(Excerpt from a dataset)
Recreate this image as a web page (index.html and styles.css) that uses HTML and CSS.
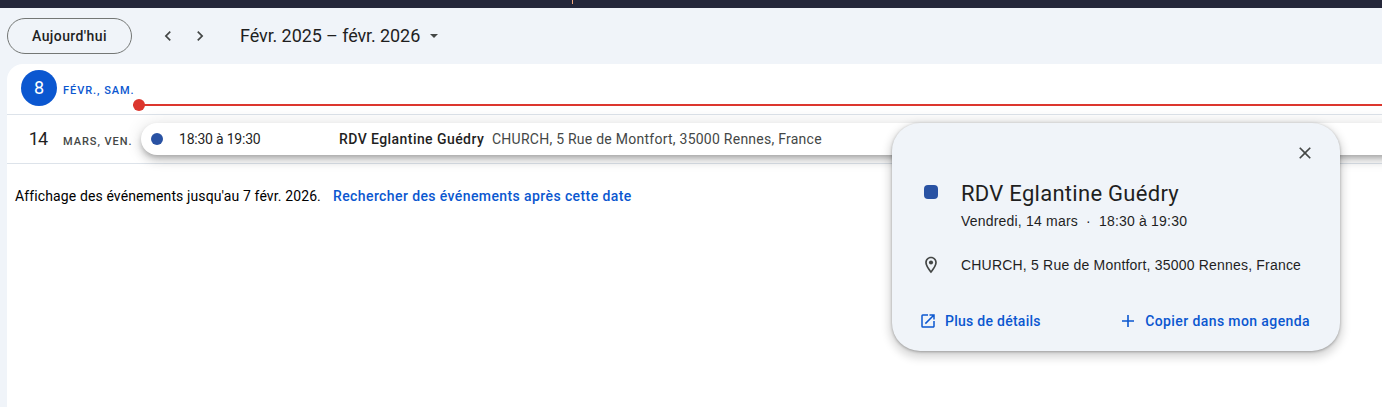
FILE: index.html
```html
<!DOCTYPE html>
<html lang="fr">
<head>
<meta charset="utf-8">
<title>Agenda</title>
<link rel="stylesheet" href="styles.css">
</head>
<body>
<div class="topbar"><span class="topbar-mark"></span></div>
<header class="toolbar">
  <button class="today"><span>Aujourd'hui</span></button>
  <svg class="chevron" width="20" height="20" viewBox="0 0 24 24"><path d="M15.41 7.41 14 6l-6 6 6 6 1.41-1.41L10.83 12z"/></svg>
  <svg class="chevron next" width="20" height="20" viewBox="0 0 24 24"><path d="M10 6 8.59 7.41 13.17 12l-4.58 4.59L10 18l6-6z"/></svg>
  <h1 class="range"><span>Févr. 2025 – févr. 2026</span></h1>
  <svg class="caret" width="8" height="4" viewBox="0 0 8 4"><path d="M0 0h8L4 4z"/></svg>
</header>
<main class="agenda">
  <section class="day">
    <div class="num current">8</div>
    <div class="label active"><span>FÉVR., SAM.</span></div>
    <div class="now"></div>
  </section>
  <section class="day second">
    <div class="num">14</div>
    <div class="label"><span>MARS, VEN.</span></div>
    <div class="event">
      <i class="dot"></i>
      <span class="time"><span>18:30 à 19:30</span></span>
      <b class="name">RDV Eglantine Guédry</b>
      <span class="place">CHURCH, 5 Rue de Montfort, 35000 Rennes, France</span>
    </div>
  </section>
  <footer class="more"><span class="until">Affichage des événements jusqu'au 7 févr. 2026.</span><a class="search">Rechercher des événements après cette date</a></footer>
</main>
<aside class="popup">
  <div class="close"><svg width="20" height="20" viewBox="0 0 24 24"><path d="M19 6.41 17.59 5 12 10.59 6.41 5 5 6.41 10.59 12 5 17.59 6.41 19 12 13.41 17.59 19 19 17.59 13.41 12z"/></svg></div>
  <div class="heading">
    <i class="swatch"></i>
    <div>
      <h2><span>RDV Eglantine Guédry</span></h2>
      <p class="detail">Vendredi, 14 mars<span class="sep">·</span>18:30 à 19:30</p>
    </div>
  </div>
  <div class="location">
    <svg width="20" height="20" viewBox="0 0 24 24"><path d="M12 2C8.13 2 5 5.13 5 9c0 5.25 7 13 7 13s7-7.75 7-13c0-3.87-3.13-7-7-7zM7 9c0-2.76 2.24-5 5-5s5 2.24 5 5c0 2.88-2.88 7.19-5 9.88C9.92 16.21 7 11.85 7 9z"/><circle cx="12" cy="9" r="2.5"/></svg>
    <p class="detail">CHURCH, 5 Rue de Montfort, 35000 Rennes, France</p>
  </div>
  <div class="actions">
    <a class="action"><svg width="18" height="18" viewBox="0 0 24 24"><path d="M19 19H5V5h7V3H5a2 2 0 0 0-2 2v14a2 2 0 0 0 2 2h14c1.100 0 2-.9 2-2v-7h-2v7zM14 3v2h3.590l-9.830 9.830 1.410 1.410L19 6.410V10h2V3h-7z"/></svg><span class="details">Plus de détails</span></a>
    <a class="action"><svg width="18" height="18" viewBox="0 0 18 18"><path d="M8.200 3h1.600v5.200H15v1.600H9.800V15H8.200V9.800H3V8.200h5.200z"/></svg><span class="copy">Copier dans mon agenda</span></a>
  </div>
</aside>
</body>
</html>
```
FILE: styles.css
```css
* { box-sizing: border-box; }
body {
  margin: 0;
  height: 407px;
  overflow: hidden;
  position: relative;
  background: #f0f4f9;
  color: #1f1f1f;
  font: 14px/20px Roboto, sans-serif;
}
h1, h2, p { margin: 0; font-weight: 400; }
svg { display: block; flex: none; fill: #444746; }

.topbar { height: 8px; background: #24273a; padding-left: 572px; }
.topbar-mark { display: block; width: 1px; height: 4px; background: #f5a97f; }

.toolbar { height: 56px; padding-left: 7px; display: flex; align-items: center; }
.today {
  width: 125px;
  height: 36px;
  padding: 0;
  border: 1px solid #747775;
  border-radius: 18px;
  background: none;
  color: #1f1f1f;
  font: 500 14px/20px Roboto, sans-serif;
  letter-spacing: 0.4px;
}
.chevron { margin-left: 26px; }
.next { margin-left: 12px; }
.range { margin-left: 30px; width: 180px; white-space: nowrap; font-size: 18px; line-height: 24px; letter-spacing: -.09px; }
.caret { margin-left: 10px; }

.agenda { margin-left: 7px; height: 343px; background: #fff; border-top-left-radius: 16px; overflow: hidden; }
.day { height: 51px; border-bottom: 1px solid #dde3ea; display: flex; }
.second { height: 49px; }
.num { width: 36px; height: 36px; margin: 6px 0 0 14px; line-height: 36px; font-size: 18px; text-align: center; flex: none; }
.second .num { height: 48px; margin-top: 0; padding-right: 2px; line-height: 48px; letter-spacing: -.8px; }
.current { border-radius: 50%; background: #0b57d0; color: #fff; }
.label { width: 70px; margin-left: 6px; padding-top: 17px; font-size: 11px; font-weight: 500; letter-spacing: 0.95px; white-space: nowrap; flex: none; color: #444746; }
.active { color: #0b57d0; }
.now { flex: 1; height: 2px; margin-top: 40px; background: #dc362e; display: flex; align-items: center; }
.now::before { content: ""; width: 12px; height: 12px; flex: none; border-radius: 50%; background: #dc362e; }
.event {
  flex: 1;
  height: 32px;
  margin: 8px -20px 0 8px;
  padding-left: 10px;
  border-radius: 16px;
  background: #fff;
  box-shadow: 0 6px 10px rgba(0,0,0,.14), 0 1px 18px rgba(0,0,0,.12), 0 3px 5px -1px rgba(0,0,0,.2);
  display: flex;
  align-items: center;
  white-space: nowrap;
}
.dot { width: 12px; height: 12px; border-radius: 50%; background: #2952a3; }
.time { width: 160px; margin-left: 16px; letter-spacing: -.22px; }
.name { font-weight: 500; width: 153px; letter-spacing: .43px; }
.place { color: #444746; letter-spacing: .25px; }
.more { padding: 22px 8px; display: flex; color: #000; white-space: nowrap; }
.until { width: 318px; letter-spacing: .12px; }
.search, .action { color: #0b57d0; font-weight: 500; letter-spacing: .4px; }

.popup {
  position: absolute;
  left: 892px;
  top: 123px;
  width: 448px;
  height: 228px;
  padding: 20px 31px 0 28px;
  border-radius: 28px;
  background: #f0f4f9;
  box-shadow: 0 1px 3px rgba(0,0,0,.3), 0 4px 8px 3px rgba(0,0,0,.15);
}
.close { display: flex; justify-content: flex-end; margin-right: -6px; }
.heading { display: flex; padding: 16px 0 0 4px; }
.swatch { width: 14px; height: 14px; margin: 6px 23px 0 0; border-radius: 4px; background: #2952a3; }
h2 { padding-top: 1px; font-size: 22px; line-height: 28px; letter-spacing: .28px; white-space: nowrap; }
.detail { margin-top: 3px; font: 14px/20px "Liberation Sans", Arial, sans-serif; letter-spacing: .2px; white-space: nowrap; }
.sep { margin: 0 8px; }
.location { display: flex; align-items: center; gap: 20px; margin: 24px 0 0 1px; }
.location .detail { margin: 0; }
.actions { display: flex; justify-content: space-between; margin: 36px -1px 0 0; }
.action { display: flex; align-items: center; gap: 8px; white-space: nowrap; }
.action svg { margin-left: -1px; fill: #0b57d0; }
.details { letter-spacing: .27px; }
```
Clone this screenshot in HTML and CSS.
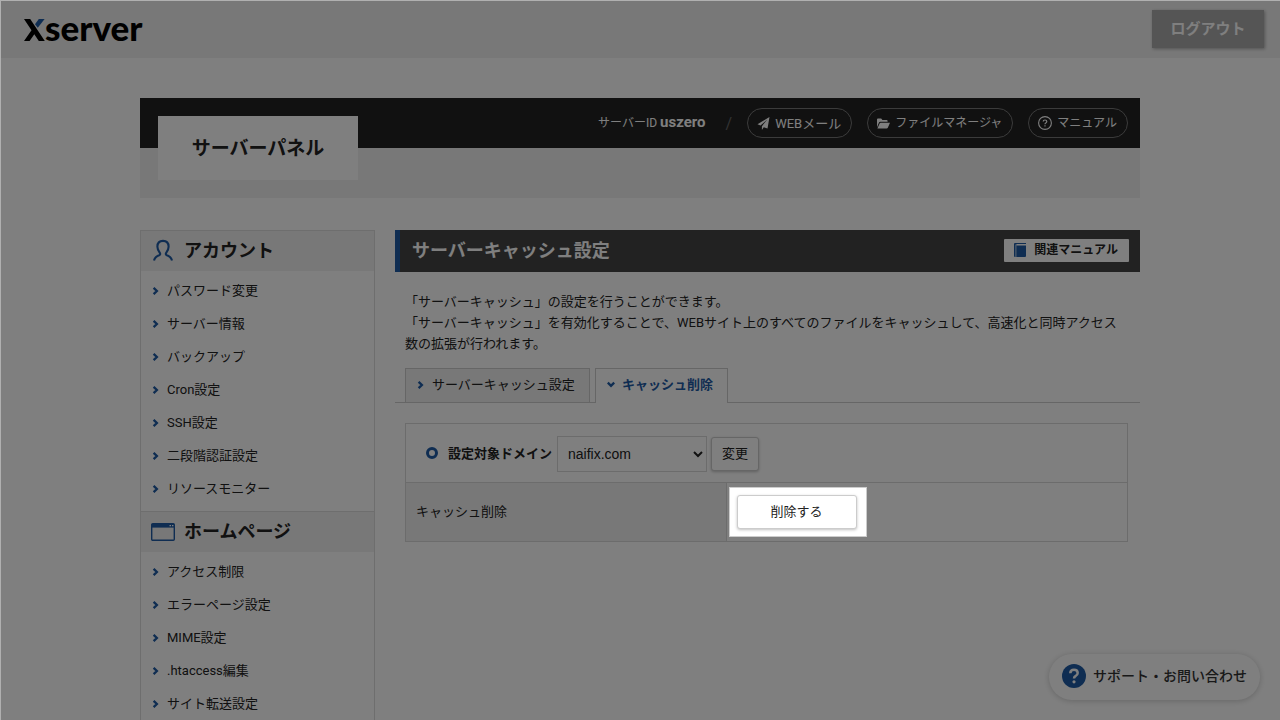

- **Written instruction**: Show each line holding the word "index".

- **Solution to this task**:
Recreate this image as a web page (index.html and styles.css) that uses HTML and CSS.
FILE: index.html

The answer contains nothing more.